Tell how many lines include the string "that". Answer with a single number.
** Start MATERIAL FOR THE TASK **
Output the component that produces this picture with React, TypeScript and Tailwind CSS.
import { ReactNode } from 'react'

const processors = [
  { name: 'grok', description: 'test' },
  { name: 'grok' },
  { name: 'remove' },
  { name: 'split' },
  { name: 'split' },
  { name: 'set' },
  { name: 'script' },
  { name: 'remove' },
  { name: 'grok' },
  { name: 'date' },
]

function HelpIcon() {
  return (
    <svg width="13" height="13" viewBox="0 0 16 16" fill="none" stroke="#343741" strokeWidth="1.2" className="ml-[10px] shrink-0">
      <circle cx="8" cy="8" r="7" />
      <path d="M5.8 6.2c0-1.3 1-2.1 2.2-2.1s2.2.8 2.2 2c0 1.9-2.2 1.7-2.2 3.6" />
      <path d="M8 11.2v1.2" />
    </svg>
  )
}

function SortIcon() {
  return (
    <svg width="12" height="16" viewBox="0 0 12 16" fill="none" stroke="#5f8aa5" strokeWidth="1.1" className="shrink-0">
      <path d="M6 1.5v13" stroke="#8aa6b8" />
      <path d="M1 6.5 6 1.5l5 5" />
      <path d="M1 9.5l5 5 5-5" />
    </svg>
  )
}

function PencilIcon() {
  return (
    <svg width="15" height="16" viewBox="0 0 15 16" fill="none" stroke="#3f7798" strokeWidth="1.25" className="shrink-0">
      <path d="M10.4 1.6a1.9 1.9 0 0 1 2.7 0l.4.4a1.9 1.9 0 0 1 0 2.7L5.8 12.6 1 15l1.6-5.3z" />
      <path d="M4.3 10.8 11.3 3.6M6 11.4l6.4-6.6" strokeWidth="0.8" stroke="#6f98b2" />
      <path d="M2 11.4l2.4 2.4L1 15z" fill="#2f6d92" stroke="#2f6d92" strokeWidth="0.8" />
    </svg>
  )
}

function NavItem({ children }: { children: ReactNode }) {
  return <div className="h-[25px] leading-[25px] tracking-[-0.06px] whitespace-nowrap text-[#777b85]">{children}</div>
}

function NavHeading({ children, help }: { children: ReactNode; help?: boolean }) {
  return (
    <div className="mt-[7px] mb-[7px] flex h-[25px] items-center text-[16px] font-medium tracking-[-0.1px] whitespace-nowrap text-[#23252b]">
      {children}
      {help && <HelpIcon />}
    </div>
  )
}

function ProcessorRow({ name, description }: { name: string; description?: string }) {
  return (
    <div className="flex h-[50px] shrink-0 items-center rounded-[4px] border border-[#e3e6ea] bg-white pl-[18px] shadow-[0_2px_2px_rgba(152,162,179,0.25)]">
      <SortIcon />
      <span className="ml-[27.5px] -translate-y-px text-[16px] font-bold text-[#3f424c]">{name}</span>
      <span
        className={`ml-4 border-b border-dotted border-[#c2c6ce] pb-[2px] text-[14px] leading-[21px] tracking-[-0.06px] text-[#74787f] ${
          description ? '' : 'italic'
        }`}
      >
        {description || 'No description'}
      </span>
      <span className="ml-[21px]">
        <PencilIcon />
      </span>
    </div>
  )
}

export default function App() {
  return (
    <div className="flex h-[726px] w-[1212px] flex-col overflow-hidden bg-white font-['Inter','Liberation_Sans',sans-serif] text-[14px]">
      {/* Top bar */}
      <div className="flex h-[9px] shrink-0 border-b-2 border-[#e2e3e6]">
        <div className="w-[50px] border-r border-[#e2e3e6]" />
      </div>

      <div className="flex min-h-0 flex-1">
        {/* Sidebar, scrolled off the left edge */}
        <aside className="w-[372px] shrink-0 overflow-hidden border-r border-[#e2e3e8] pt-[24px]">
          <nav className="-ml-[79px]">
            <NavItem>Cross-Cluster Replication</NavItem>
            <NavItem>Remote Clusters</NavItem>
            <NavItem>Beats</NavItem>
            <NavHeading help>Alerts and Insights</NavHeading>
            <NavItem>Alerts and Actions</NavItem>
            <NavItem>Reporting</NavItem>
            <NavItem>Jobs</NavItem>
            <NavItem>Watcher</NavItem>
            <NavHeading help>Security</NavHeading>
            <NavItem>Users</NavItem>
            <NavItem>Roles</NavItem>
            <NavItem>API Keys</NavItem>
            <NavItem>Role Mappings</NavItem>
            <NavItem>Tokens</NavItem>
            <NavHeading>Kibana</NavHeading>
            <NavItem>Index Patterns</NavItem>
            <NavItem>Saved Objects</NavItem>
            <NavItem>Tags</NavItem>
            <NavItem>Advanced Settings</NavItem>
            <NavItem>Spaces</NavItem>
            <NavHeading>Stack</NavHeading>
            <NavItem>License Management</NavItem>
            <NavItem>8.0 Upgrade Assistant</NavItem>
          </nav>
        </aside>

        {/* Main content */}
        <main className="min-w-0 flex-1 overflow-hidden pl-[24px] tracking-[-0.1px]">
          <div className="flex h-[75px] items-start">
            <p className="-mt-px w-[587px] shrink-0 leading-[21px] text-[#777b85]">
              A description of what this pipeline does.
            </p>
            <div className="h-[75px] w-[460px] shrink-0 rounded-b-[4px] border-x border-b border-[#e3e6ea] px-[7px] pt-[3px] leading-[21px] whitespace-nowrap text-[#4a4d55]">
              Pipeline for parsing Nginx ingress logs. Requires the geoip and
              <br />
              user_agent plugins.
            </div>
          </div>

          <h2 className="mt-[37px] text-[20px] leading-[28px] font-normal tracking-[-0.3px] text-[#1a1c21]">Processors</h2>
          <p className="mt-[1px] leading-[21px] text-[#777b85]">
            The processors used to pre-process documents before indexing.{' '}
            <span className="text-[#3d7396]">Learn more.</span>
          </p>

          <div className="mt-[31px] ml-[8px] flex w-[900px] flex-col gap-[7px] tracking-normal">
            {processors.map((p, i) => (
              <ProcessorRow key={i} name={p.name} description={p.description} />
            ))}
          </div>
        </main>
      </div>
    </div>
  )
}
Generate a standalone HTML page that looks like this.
** End MATERIAL FOR THE TASK **
## TASK OUTPUT
2